Abstract

Abstract The South African government intends to develop the Mzimvubu Water Project (MWP) which includes the construction of two dams (the Ntabelanga and Laleni dams) in the Tsitsa River, Eastern Cape province, South Africa. This investment is believed to be important to unlock the economic potential of this rural, poor and underdeveloped area. We consider a range of variables to ascertain what the realistic economic lifespan of each of the dams are, subject to uncertainty and complexity, as the benefits from the development of the dams are closely linked to such lifespans. The selected sites are prone to soil erosion thereby potentially jeopardising the derived benefits from the investment. We therefore develop a catchment-wide system dynamics model, incorporating both technical and behavioural dimensions, in an effort to determine which factors influence the economic lifespan of the dams and to what extent.
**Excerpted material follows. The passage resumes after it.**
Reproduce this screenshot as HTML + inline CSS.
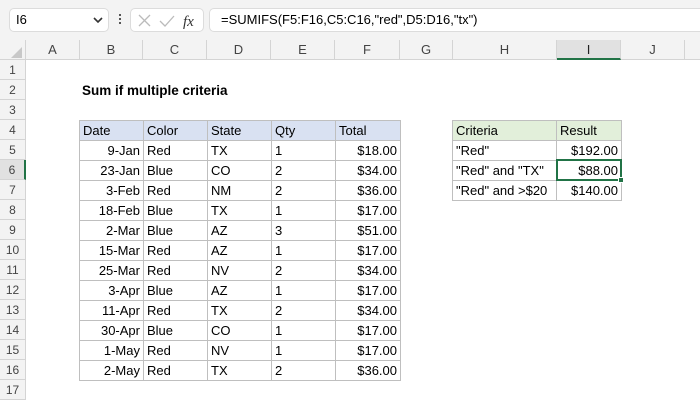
<!DOCTYPE html>
<html><head><style>
*{margin:0;padding:0;box-sizing:border-box}
body{width:700px;height:400px;overflow:hidden;background:#fff;font-family:"Liberation Sans",sans-serif;font-size:13px;color:#000;position:relative}
.a{position:absolute}
.tb{left:0;top:0;width:700px;height:40px;background:#f3f3f3}
.box{background:#fff;border:1px solid #dcdcdc;border-radius:5px;height:24px;top:8px}
.ch{top:40px;height:20px;background:#f3f3f3;border-right:1px solid #d4d4d4;border-bottom:1px solid #d4d4d4;text-align:center;line-height:19px;color:#444;font-size:13px}
.rh{left:0;width:26px;height:20px;background:#f3f3f3;border-bottom:1px solid #d4d4d4;border-right:1px solid #d4d4d4;text-align:center;line-height:20px;color:#444;font-size:12px}
table{border-collapse:collapse;table-layout:fixed}
tr{height:20px}
.c{height:20px;border:1px solid #bfbfbf;line-height:18px;padding:0 3px;white-space:nowrap;overflow:hidden}
.r{text-align:right}
.bh{background:#d9e1f2}
.gh{background:#e2efda}
</style></head><body>
<div class="a tb"></div>
<div class="a box" style="left:9px;width:100px;padding-left:6px;line-height:22px;font-size:13px">I6</div>
<svg class="a" style="left:92px;top:15px" width="12" height="10"><path d="M2 3 L6 7 L10 3" stroke="#333" stroke-width="1.6" fill="none"/></svg>
<div class="a" style="left:119px;top:14px;width:2px;height:2px;background:#555;box-shadow:0 4px 0 #555,0 8px 0 #555"></div>
<div class="a box" style="left:130px;width:74px"></div>
<svg class="a" style="left:136px;top:12px" width="62" height="18"><path d="M3 3 L14 14 M14 3 L3 14" stroke="#bbb" stroke-width="1.3"/><path d="M24 9 L29 14 L38 4" stroke="#bbb" stroke-width="1.3" fill="none"/><text x="47" y="14" font-family="Liberation Serif" font-style="italic" font-size="15" fill="#333">fx</text></svg>
<div class="a box" style="left:209px;width:500px;padding-left:11px;line-height:22px;font-size:13px">=SUMIFS(F5:F16,C5:C16,"red",D5:D16,"tx")</div>
<div class="a ch" style="left:0;width:26px"></div>
<svg class="a" style="left:10px;top:46px" width="13" height="13"><path d="M12 1 L12 12 L1 12 Z" fill="#c8c8c8"/></svg>
<div class="a ch" style="left:26px;width:54px">A</div>
<div class="a ch" style="left:80px;width:63px">B</div>
<div class="a ch" style="left:143px;width:64px">C</div>
<div class="a ch" style="left:207px;width:64px">D</div>
<div class="a ch" style="left:271px;width:64px">E</div>
<div class="a ch" style="left:335px;width:65px">F</div>
<div class="a ch" style="left:400px;width:53px">G</div>
<div class="a ch" style="left:453px;width:104px">H</div>
<div class="a ch" style="left:557px;width:64px;background:#e1e1e1;border-bottom:2px solid #217346;color:#222">I</div>
<div class="a ch" style="left:621px;width:64px">J</div>
<div class="a ch" style="left:685px;width:20px"></div>
<div class="a rh" style="top:60px">1</div><div class="a rh" style="top:80px">2</div><div class="a rh" style="top:100px">3</div><div class="a rh" style="top:120px">4</div><div class="a rh" style="top:140px">5</div><div class="a rh" style="top:160px;background:#e1e1e1;border-right:2px solid #217346">6</div><div class="a rh" style="top:180px">7</div><div class="a rh" style="top:200px">8</div><div class="a rh" style="top:220px">9</div><div class="a rh" style="top:240px">10</div><div class="a rh" style="top:260px">11</div><div class="a rh" style="top:280px">12</div><div class="a rh" style="top:300px">13</div><div class="a rh" style="top:320px">14</div><div class="a rh" style="top:340px">15</div><div class="a rh" style="top:360px">16</div><div class="a rh" style="top:380px">17</div>
<div class="a" style="left:82px;top:82px;font-weight:bold;font-size:13.5px;line-height:18px">Sum if multiple criteria</div>

<div class="a" style="left:79px;top:120px;width:322px">
<table style="width:321px">
<colgroup><col style="width:64px"><col style="width:64px"><col style="width:64px"><col style="width:64px"><col style="width:65px"></colgroup>
<tr class="bh"><td class="c">Date</td><td class="c">Color</td><td class="c">State</td><td class="c">Qty</td><td class="c">Total</td></tr>
<tr><td class="c r">9-Jan</td><td class="c">Red</td><td class="c">TX</td><td class="c">1</td><td class="c r">$18.00</td></tr>
<tr><td class="c r">23-Jan</td><td class="c">Blue</td><td class="c">CO</td><td class="c">2</td><td class="c r">$34.00</td></tr>
<tr><td class="c r">3-Feb</td><td class="c">Red</td><td class="c">NM</td><td class="c">2</td><td class="c r">$36.00</td></tr>
<tr><td class="c r">18-Feb</td><td class="c">Blue</td><td class="c">TX</td><td class="c">1</td><td class="c r">$17.00</td></tr>
<tr><td class="c r">2-Mar</td><td class="c">Blue</td><td class="c">AZ</td><td class="c">3</td><td class="c r">$51.00</td></tr>
<tr><td class="c r">15-Mar</td><td class="c">Red</td><td class="c">AZ</td><td class="c">1</td><td class="c r">$17.00</td></tr>
<tr><td class="c r">25-Mar</td><td class="c">Red</td><td class="c">NV</td><td class="c">2</td><td class="c r">$34.00</td></tr>
<tr><td class="c r">3-Apr</td><td class="c">Blue</td><td class="c">AZ</td><td class="c">1</td><td class="c r">$17.00</td></tr>
<tr><td class="c r">11-Apr</td><td class="c">Red</td><td class="c">TX</td><td class="c">2</td><td class="c r">$34.00</td></tr>
<tr><td class="c r">30-Apr</td><td class="c">Blue</td><td class="c">CO</td><td class="c">1</td><td class="c r">$17.00</td></tr>
<tr><td class="c r">1-May</td><td class="c">Red</td><td class="c">NV</td><td class="c">1</td><td class="c r">$17.00</td></tr>
<tr><td class="c r">2-May</td><td class="c">Red</td><td class="c">TX</td><td class="c">2</td><td class="c r">$36.00</td></tr>
</table></div>

<div class="a" style="left:452px;top:120px">
<table style="width:169px">
<colgroup><col style="width:104px"><col style="width:65px"></colgroup>
<tr class="gh"><td class="c">Criteria</td><td class="c">Result</td></tr>
<tr><td class="c">"Red"</td><td class="c r">$192.00</td></tr>
<tr><td class="c">"Red" and "TX"</td><td class="c r">$88.00</td></tr>
<tr><td class="c">"Red" and &gt;$20</td><td class="c r">$140.00</td></tr>
</table></div>
<div class="a" style="left:556px;top:159px;width:66px;height:22px;border:2px solid #217346"></div>
<div class="a" style="left:618px;top:177px;width:6px;height:6px;background:#217346;border:1px solid #fff"></div>
</body></html>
The results suggest that, without taking any restorative or behavioural effects into consideration, the lifespan of the Ntabelanga and Laleni dams are 55–68 years and 26–33 years, respectively. Introducing business-as-usual type behavioural patterns could reduce the dams’ lifespans by between 35% and 44% due to the increased erosion. The increased soil erosion and resulting sedimentation is the direct result of increased human and animal movements due to the economic investment and associated land use change. Restorative and desirable behavioural action that will mitigate these impacts have the potential to reduce this loss to only 4%–9%. This would imply investing heavily both in restoration and in capacity-building and community development programmes to facilitate desirable behavioural change. In sum, this suggests that investment in social and natural capital has to coincide with the investment of financial capital in manufactured capital to make economic development last. Investment in social and natural capital could therefore be viewed as a type of insurance policy, and thus an insurance investment, against the risk of very plausible losses of the benefits derived from the manufactured capital (the dams). Alternatively, the opportunity cost of not investing in social and natural capital, is the much reduced lifespans of the dams and all associated economic benefits.